Saturday, 6 June 2009

Sing to Me Through Open Windows.

Off to The Orange Tree late yesterday evening to see former graduate Andy Brunskill's directorial debut. He chose Sing to Me Through Open Windows by Arthur Kopit - a strange, whimsical meditation on aging and the loss of innocence. At the heart of the play is the paternal relationship between fading magician Ottoman Judd and schoolboy Andrew. Every year at the beginning of Spring, the windows are opened and Andrew visits his hero to see the wonder of a magical circus act - but each year the conversation grows more stilted, the act more stale and the wonder less impressive.

The trouble with the work is understanding whose story this is. I suspect it's Andrew's - both a memory and a future. The absurdity of the text would certainly allow more focus to see Ottoman and his sidekick Loveless as magnificent, if dusty beasts. At one point Andrew describes Ottoman as the 'tallest of all the shadows' a marvellous visual image and clue.
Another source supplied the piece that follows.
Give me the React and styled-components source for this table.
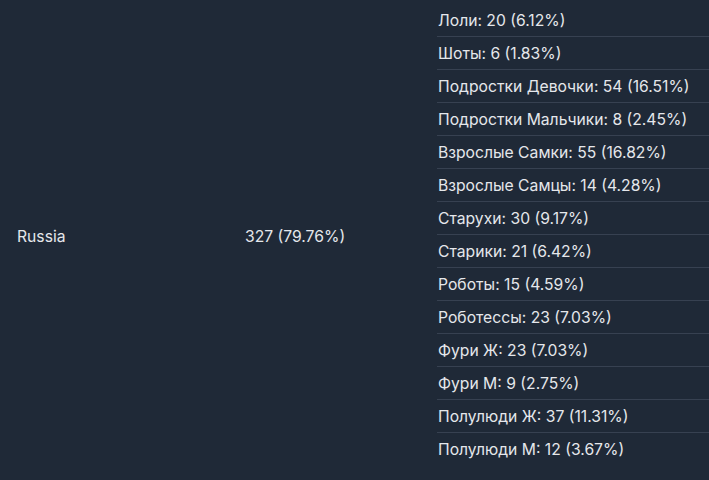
import React from "react";
import styled, { createGlobalStyle } from "styled-components";

const Global = createGlobalStyle`
  html, body { margin: 0; padding: 0; background: #1f2937; }
  body { font-family: Inter, "Noto Sans", sans-serif; color: #e5e7eb; }
`;

const Row = styled.div`
  display: grid;
  grid-template-columns: 228px 192px 1fr;
  align-items: center;
  padding: 4px 0 11px 17px;
  font-size: 15.7px;
`;

const Cell = styled.div`
  line-height: 20px;
  padding-top: 3px;
`;

const List = styled.ul`
  list-style: none;
  margin: 0;
  padding: 0;
`;

const Item = styled.li`
  line-height: 20px;
  padding: 7px 0 5px 1px;
  border-bottom: 1px solid ${(p) => (p.$last ? "transparent" : "#374151")};
`;

const items = [
  "Лоли: 20 (6.12%)",
  "Шоты: 6 (1.83%)",
  "Подростки Девочки: 54 (16.51%)",
  "Подростки Мальчики: 8 (2.45%)",
  "Взрослые Самки: 55 (16.82%)",
  "Взрослые Самцы: 14 (4.28%)",
  "Старухи: 30 (9.17%)",
  "Старики: 21 (6.42%)",
  "Роботы: 15 (4.59%)",
  "Роботессы: 23 (7.03%)",
  "Фури Ж: 23 (7.03%)",
  "Фури М: 9 (2.75%)",
  "Полулюди Ж: 37 (11.31%)",
  "Полулюди М: 12 (3.67%)",
];

export default function App() {
  return (
    <>
      <Global />
      <Row>
        <Cell>Russia</Cell>
        <Cell>327 (79.76%)</Cell>
        <List>
          {items.map((t, i) => (
            <Item key={t} $last={i === items.length - 1}>
              {t}
            </Item>
          ))}
        </List>
      </Row>
    </>
  );
}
Andy chooses a more democratic route and we're given a detailed psychological portrait of a man losing his capabilities as he struggles to control the show. There's a lot of thought and graft gone into carving out the performance, but we end up being objective voyeurs of a slightly weird event rather than feeling genuine involved empathy for the inevitable distancing between the old man and the growing child.

Still the work doesn't lack guts and Andy is brave enough to slow the pace to allow us to see the disintegration. I hope it's well received.

1 comment:

The Smeltz said...

So, I am in the show "Sing To Me Through Open Windows", and I need to know more about Ottoman, the man. What else can you tell me about that specific character???